Similarly, Jesus reruns Israel’s prior history detailed in Daniel 9. As the Messiah, Jesus is the “anointed one” par excellence, and he shares a name with Daniel’s first “anointed one,” Joshua the high priest. While “Yeshua” (ישׁוע) is a shortened version of “Joshua” (יהושׁע), the names are the same in Greek (Ἰησοῦς), and the priestly Joshua is even called “Yeshua” several times in the Hebrew Bible (e.g., Ezra 3:8-9; 4:3; 5:2; Neh 12:26). More, Joshua is linked with the so-called “Branch” (צמח; tsemah; Jer 23:5; 33:15; cf. Isa 11:1), which early Jewish interpreters associated with the coming Messiah. Zechariah says of Joshua, “Behold a man; his name is ‘Branch’ (צמח), and he shall branch out from his place and build the Temple of the Lord” (Zech 6:12). Jesus of Nazareth, who Matthew links with the “branch” of Isaiah 11:1 (see Matt 2:23), recapitulates Joshua the priest insofar as he shares the name of the Branch. Yeshua the first “anointed one” of Daniel 9:25. Jesus also echoes Daniel’s second “anointed one” since he is “cut off”—i.e., killed—just like Onias (Dan 9:26).
Finally, the New Testament writers present Jesus in a way that resonates with the promise of Daniel 9:24: one who, in his death, would finish transgression, put an end to sin, atone for iniquity, and usher in continual righteousness. While Daniel’s words originally referred to the reestablishment of Temple sacrifices in 164 BCE, Jesus recapitulates and extends that original atoning event. To use a phrase from John’s Gospel, Jesus is “the Lamb of God who takes away the sins of the world” (Jn 1:29).

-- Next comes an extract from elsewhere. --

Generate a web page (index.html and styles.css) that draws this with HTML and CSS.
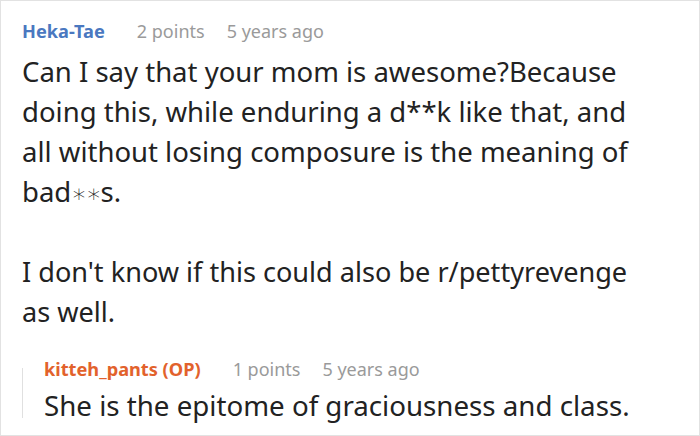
FILE: index.html
```html
<!DOCTYPE html>
<html>
<head>
<meta charset="utf-8">
<link rel="stylesheet" href="styles.css">
</head>
<body>
<div class="card">
  <div class="meta">
    <span class="author blue">Heka-Tae</span>
    <span class="stat">2 points</span>
    <span class="stat">5 years ago</span>
  </div>
  <div class="text">
    <p class="first">Can I say that your mom is awesome?Because<br>doing this, while enduring a d**k like that, and<br>all without losing composure is the meaning of<br>bad<span class="ast">∗∗</span>s.</p>
    <p class="second">I don't know if this could also be r/pettyrevenge<br>as well.</p>
  </div>
  <div class="reply">
    <div class="meta">
      <span class="author orange">kitteh_pants (OP)</span>
      <span class="stat">1 points</span>
      <span class="stat">5 years ago</span>
    </div>
    <div class="reply-text">She is the epitome of graciousness and class.</div>
  </div>
</div>
</body>
</html>
```
FILE: styles.css
```css
html, body {
  margin: 0;
  padding: 0;
  background: #fff;
}
body {
  font-family: "Noto Sans", "Open Sans", sans-serif;
  color: #222;
}
.card {
  box-sizing: border-box;
  width: 700px;
  height: 436px;
  border: 1px solid #e2e2e2;
  padding: 19px 20px 0 21px;
  overflow: hidden;
}
.meta {
  display: flex;
  gap: 22px;
  font-size: 18px;
  line-height: 22px;
  white-space: nowrap;
}
.author {
  font-weight: 700;
  margin-right: 10px;
  font-size: 18.2px;
}
.blue { color: #4a78c0; }
.orange { color: #e2622c; }
.stat { color: #9a9a9a; }
.text {
  margin-top: 10px;
  line-height: 40px;
  white-space: nowrap;
}
.text p {
  margin: 0 0 40px 0;
}
.text p:last-child { margin-bottom: 0; }
.first {
  font-size: 27.5px;
}
.ast {
  font-family: "DejaVu Sans", sans-serif;
  font-weight: 200;
  font-size: 25px;
  line-height: 1;
  color: #111;
  letter-spacing: -1px;
}
.second {
  font-size: 27.1px;
}
.reply {
  display: flow-root;
  margin-top: 36px;
  border-left: 1px solid #e0e0e0;
  padding-left: 21px;
}
.reply .meta {
  margin-top: -10px;
}
.reply-text {
  font-size: 27.7px;
  line-height: 26px;
  margin-top: 12px;
  white-space: nowrap;
}
```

Thus, while Daniel’s seventy weeks occurred in the days between Babylon and the Maccabean revolt, the recapitulative presentation of Yeshua in the Gospels allows the Jesus-following reader of Daniel to “double dip”: first, Daniel refers to Joshua, Onias, the Jewish victory over persecution, and the rededication of the Temple—and then Jesus reruns the lives of Joshua and Onias, wins a decisive victory over evil and sin, and reaffirms the atoning efficacy of Temple sacrifices “once for all when he offered himself” (Hebrews 7:27).